Nos étudiants choisirent ce nom pour traduire la fonction première d’une montre, donner l’heure et mesurer le temps (ang. time) – et puisqu’on parlait de jogging, ils décidèrent de l’articuler à celle du mouvement (lat. moveo « je meus ») et à la dimension individuelle (lat. meus « mon, mien ») qui est celle du coureur.

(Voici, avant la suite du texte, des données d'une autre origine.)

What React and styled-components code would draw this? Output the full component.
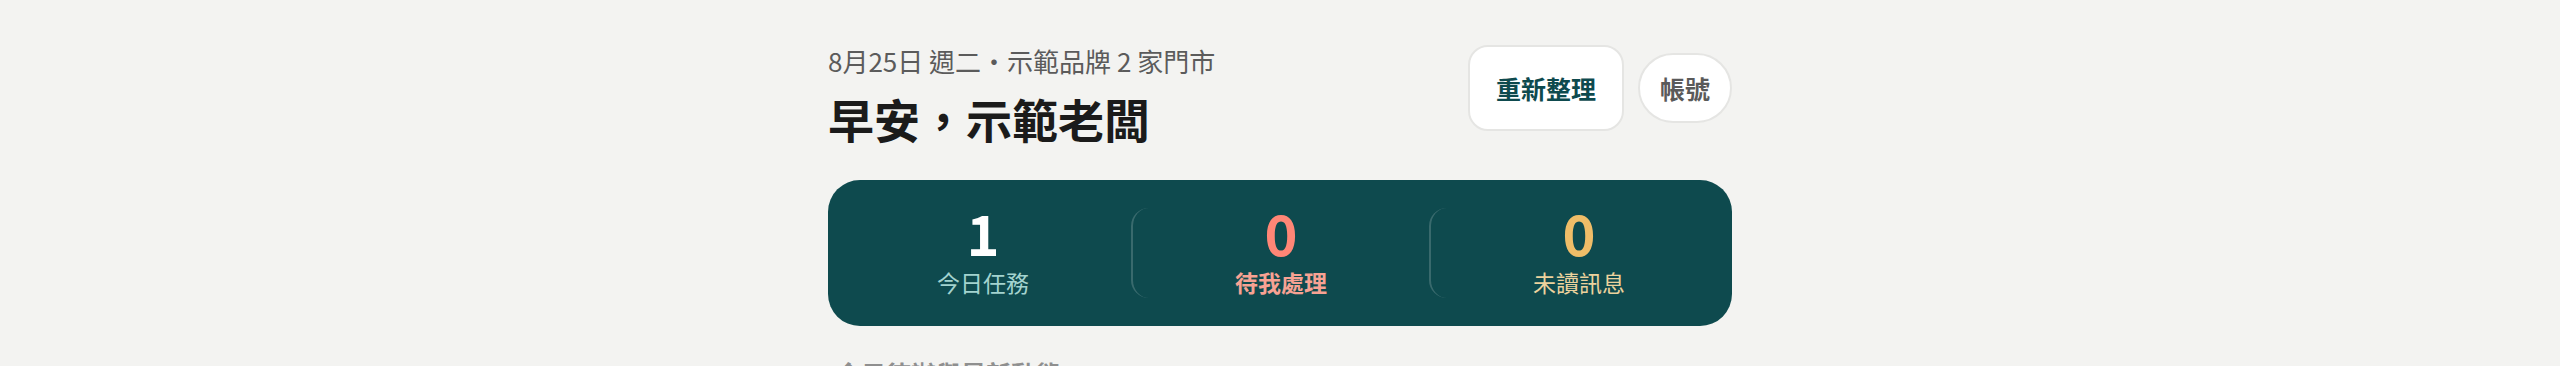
import React from "react";
import styled, { createGlobalStyle } from "styled-components";

const GlobalStyle = createGlobalStyle`
  html, body {
    margin: 0;
    padding: 0;
    background: #f3f3f1;
  }
  body {
    font-family: "Noto Sans CJK TC", "Noto Sans", sans-serif;
    color: #1b1b1b;
  }
  * { box-sizing: border-box; }
`;

const Page = styled.main`
  max-width: 904px;
  margin: 0 auto;
  padding-top: 44px;
`;

const Header = styled.header`
  display: flex;
  justify-content: space-between;
  align-items: flex-start;
`;

const Greeting = styled.div`
  display: flex;
  flex-direction: column;
`;

const Meta = styled.div`
  font-size: 26px;
  line-height: 34px;
  color: #5b5b5b;
`;

const Title = styled.h1`
  margin: 10px 0 0;
  font-size: 46px;
  line-height: 60px;
  font-weight: 700;
  color: #1b1b1b;
`;

const Actions = styled.div`
  display: flex;
  align-items: center;
  gap: 14px;
  margin-top: 1px;
`;

const Button = styled.button`
  font-family: "Noto Sans CJK TC", sans-serif;
  font-weight: 700;
  font-size: 25px;
  background: #ffffff;
  border: 2px solid #e5e5e3;
  cursor: pointer;
  color: ${(p) => (p.$primary ? "#0e4a4e" : "#5a5a5a")};
  height: ${(p) => (p.$primary ? "86px" : "70px")};
  padding: ${(p) => (p.$primary ? "0 26px" : "0 20px")};
  border-radius: ${(p) => (p.$primary ? "20px" : "999px")};
  line-height: 1;
`;

const StatsCard = styled.section`
  margin-top: 32px;
  background: #0e4a4e;
  border-radius: 32px;
  padding: 28px 5px;
  display: grid;
  grid-template-columns: repeat(3, 1fr);
`;

const Stat = styled.div`
  height: 90px;
  display: flex;
  flex-direction: column;
  align-items: center;
  justify-content: flex-start;
  border-radius: 18px;
  border-left: ${(p) => (p.$divider ? "2px solid rgba(255,255,255,0.18)" : "2px solid transparent")};
`;

const StatValue = styled.div`
  font-size: 56px;
  line-height: 48px;
  font-weight: 700;
  color: ${(p) => p.$color};
`;

const StatLabel = styled.div`
  margin-top: 12px;
  font-size: 23px;
  line-height: 28px;
  font-weight: ${(p) => (p.$bold ? 700 : 400)};
  color: ${(p) => p.$color};
`;

const SectionTitle = styled.h2`
  margin: 30px 0 0 8px;
  font-size: 25px;
  line-height: 34px;
  font-weight: 700;
  color: #8f8f8f;
`;

const stats = [
  { value: "1", label: "今日任務", valueColor: "#ffffff", labelColor: "#a3d3cf" },
  { value: "0", label: "待我處理", valueColor: "#ff8676", labelColor: "#f7a293", bold: true },
  { value: "0", label: "未讀訊息", valueColor: "#efbd68", labelColor: "#ecd29d" },
];

export default function App() {
  return (
    <>
      <GlobalStyle />
      <Page>
        <Header>
          <Greeting>
            <Meta>8月25日 週二・示範品牌 2 家門市</Meta>
            <Title>早安，示範老闆</Title>
          </Greeting>
          <Actions>
            <Button $primary>重新整理</Button>
            <Button>帳號</Button>
          </Actions>
        </Header>
        <StatsCard>
          {stats.map((s, i) => (
            <Stat key={s.label} $divider={i > 0}>
              <StatValue $color={s.valueColor}>{s.value}</StatValue>
              <StatLabel $color={s.labelColor} $bold={s.bold}>{s.label}</StatLabel>
            </Stat>
          ))}
        </StatsCard>
        <SectionTitle>今日待辦與最新動態</SectionTitle>
      </Page>
    </>
  );
}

En voyant le nom, l’un d’entre nous tiqua en disant « il y a un problème en grec avec Timéo, ça veut dire ‘j’honore’ mais aussi ‘je crains, j’ai peur’ ». Ni une ni deux, il vérifia mais dut admettre qu’il s’était trompé : en grec ancien, timaô (timô) signifie bien l’idée d’estimer grandement, d’honorer mais pas celle de crainte.  C’est alors qu’il contrôla en latin et fit mouche : timeo, es, ere signifie « j’ai peur, je crains ».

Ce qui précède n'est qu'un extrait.